RECORDS SUPPLIED.
* START *
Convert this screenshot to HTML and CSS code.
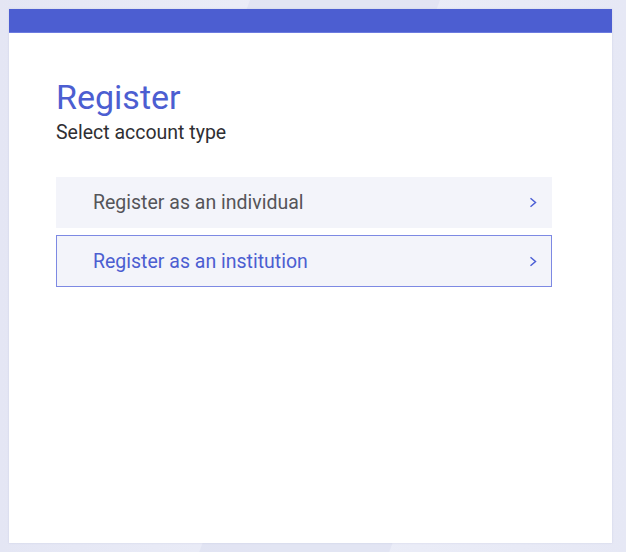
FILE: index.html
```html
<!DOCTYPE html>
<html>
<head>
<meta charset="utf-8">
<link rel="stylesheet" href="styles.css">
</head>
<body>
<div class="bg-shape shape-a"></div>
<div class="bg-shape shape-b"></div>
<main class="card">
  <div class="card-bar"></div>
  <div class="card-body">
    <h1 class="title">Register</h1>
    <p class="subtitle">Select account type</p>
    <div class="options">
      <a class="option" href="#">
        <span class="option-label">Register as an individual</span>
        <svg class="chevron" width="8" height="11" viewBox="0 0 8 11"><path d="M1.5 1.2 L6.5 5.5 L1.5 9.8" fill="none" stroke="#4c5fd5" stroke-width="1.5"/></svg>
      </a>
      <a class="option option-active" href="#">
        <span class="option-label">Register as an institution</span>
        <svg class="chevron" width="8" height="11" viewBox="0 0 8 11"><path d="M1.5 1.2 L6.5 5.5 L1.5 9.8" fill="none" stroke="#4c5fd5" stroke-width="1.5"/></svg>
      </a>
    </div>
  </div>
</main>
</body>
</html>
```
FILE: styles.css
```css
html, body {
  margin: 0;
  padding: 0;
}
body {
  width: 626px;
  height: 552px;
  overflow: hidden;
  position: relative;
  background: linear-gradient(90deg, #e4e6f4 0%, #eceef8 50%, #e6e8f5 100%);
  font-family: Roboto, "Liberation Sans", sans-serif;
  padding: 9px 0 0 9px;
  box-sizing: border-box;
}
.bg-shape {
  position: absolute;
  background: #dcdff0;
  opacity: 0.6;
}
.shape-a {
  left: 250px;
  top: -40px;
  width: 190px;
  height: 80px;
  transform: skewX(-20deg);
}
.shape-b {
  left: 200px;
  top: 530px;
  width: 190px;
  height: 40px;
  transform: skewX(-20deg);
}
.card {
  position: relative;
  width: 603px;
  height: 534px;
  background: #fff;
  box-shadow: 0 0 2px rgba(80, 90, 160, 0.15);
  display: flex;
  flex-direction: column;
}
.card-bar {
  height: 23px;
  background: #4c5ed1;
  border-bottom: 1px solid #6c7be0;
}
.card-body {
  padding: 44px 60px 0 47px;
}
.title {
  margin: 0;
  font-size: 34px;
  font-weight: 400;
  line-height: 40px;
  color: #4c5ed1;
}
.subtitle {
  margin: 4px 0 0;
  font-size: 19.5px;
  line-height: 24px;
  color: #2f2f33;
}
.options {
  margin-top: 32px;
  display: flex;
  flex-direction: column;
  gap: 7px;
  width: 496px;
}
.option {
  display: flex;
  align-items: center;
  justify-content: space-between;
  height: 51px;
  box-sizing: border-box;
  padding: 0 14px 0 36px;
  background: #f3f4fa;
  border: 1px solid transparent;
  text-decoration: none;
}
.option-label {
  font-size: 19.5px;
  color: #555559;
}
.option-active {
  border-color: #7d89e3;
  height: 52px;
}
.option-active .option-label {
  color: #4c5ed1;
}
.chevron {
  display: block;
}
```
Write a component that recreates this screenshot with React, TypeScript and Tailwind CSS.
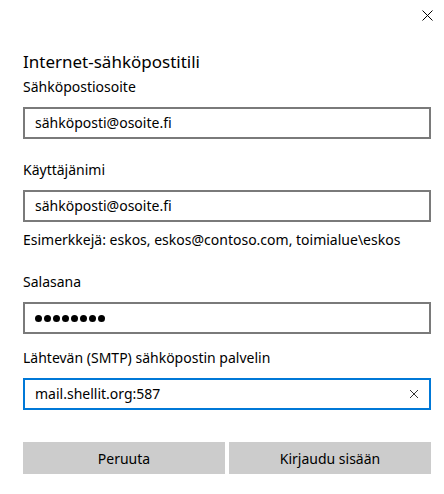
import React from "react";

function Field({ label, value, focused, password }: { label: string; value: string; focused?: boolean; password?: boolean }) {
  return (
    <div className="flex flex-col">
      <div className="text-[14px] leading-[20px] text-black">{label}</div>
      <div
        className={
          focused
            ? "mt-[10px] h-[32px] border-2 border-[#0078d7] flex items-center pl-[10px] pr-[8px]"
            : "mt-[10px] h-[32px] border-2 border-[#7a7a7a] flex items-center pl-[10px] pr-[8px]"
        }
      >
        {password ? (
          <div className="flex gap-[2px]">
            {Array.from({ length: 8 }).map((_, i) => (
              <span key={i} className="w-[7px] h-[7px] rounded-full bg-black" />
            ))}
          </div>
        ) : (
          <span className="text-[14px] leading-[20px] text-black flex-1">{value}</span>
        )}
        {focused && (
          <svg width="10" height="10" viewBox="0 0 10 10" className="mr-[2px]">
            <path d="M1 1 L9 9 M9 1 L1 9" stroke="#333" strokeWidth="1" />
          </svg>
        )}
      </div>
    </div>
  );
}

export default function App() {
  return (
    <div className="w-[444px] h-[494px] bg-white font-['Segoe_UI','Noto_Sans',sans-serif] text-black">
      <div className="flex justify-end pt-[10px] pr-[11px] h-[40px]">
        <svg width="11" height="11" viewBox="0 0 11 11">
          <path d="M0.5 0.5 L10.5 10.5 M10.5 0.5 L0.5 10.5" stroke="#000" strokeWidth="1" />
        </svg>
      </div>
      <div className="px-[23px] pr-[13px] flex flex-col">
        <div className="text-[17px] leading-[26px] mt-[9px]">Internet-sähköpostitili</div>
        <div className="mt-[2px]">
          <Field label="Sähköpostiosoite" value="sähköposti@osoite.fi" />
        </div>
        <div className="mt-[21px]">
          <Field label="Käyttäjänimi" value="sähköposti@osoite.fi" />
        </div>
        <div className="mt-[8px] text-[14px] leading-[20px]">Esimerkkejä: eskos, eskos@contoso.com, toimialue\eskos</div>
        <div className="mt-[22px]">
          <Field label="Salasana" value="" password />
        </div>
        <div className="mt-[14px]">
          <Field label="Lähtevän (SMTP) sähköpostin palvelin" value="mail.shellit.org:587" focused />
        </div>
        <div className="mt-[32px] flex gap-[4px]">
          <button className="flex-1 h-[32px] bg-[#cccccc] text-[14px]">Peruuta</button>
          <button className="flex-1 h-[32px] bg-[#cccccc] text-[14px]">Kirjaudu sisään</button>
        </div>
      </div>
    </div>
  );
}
* END *
WHAT YOU NEED TO DO.
Every record above should come back exactly, but without its pictures.

WRITTEN SOLUTION.
Convert this screenshot to HTML and CSS code.
FILE: index.html
```html
<!DOCTYPE html>
<html>
<head>
<meta charset="utf-8">
<link rel="stylesheet" href="styles.css">
</head>
<body>
<div class="bg-shape shape-a"></div>
<div class="bg-shape shape-b"></div>
<main class="card">
  <div class="card-bar"></div>
  <div class="card-body">
    <h1 class="title">Register</h1>
    <p class="subtitle">Select account type</p>
    <div class="options">
      <a class="option" href="#">
        <span class="option-label">Register as an individual</span>
        <svg class="chevron" width="8" height="11" viewBox="0 0 8 11"><path d="M1.5 1.2 L6.5 5.5 L1.5 9.8" fill="none" stroke="#4c5fd5" stroke-width="1.5"/></svg>
      </a>
      <a class="option option-active" href="#">
        <span class="option-label">Register as an institution</span>
        <svg class="chevron" width="8" height="11" viewBox="0 0 8 11"><path d="M1.5 1.2 L6.5 5.5 L1.5 9.8" fill="none" stroke="#4c5fd5" stroke-width="1.5"/></svg>
      </a>
    </div>
  </div>
</main>
</body>
</html>
```
FILE: styles.css
```css
html, body {
  margin: 0;
  padding: 0;
}
body {
  width: 626px;
  height: 552px;
  overflow: hidden;
  position: relative;
  background: linear-gradient(90deg, #e4e6f4 0%, #eceef8 50%, #e6e8f5 100%);
  font-family: Roboto, "Liberation Sans", sans-serif;
  padding: 9px 0 0 9px;
  box-sizing: border-box;
}
.bg-shape {
  position: absolute;
  background: #dcdff0;
  opacity: 0.6;
}
.shape-a {
  left: 250px;
  top: -40px;
  width: 190px;
  height: 80px;
  transform: skewX(-20deg);
}
.shape-b {
  left: 200px;
  top: 530px;
  width: 190px;
  height: 40px;
  transform: skewX(-20deg);
}
.card {
  position: relative;
  width: 603px;
  height: 534px;
  background: #fff;
  box-shadow: 0 0 2px rgba(80, 90, 160, 0.15);
  display: flex;
  flex-direction: column;
}
.card-bar {
  height: 23px;
  background: #4c5ed1;
  border-bottom: 1px solid #6c7be0;
}
.card-body {
  padding: 44px 60px 0 47px;
}
.title {
  margin: 0;
  font-size: 34px;
  font-weight: 400;
  line-height: 40px;
  color: #4c5ed1;
}
.subtitle {
  margin: 4px 0 0;
  font-size: 19.5px;
  line-height: 24px;
  color: #2f2f33;
}
.options {
  margin-top: 32px;
  display: flex;
  flex-direction: column;
  gap: 7px;
  width: 496px;
}
.option {
  display: flex;
  align-items: center;
  justify-content: space-between;
  height: 51px;
  box-sizing: border-box;
  padding: 0 14px 0 36px;
  background: #f3f4fa;
  border: 1px solid transparent;
  text-decoration: none;
}
.option-label {
  font-size: 19.5px;
  color: #555559;
}
.option-active {
  border-color: #7d89e3;
  height: 52px;
}
.option-active .option-label {
  color: #4c5ed1;
}
.chevron {
  display: block;
}
```
Write a component that recreates this screenshot with React, TypeScript and Tailwind CSS.
import React from "react";

function Field({ label, value, focused, password }: { label: string; value: string; focused?: boolean; password?: boolean }) {
  return (
    <div className="flex flex-col">
      <div className="text-[14px] leading-[20px] text-black">{label}</div>
      <div
        className={
          focused
            ? "mt-[10px] h-[32px] border-2 border-[#0078d7] flex items-center pl-[10px] pr-[8px]"
            : "mt-[10px] h-[32px] border-2 border-[#7a7a7a] flex items-center pl-[10px] pr-[8px]"
        }
      >
        {password ? (
          <div className="flex gap-[2px]">
            {Array.from({ length: 8 }).map((_, i) => (
              <span key={i} className="w-[7px] h-[7px] rounded-full bg-black" />
            ))}
          </div>
        ) : (
          <span className="text-[14px] leading-[20px] text-black flex-1">{value}</span>
        )}
        {focused && (
          <svg width="10" height="10" viewBox="0 0 10 10" className="mr-[2px]">
            <path d="M1 1 L9 9 M9 1 L1 9" stroke="#333" strokeWidth="1" />
          </svg>
        )}
      </div>
    </div>
  );
}

export default function App() {
  return (
    <div className="w-[444px] h-[494px] bg-white font-['Segoe_UI','Noto_Sans',sans-serif] text-black">
      <div className="flex justify-end pt-[10px] pr-[11px] h-[40px]">
        <svg width="11" height="11" viewBox="0 0 11 11">
          <path d="M0.5 0.5 L10.5 10.5 M10.5 0.5 L0.5 10.5" stroke="#000" strokeWidth="1" />
        </svg>
      </div>
      <div className="px-[23px] pr-[13px] flex flex-col">
        <div className="text-[17px] leading-[26px] mt-[9px]">Internet-sähköpostitili</div>
        <div className="mt-[2px]">
          <Field label="Sähköpostiosoite" value="sähköposti@osoite.fi" />
        </div>
        <div className="mt-[21px]">
          <Field label="Käyttäjänimi" value="sähköposti@osoite.fi" />
        </div>
        <div className="mt-[8px] text-[14px] leading-[20px]">Esimerkkejä: eskos, eskos@contoso.com, toimialue\eskos</div>
        <div className="mt-[22px]">
          <Field label="Salasana" value="" password />
        </div>
        <div className="mt-[14px]">
          <Field label="Lähtevän (SMTP) sähköpostin palvelin" value="mail.shellit.org:587" focused />
        </div>
        <div className="mt-[32px] flex gap-[4px]">
          <button className="flex-1 h-[32px] bg-[#cccccc] text-[14px]">Peruuta</button>
          <button className="flex-1 h-[32px] bg-[#cccccc] text-[14px]">Kirjaudu sisään</button>
        </div>
      </div>
    </div>
  );
}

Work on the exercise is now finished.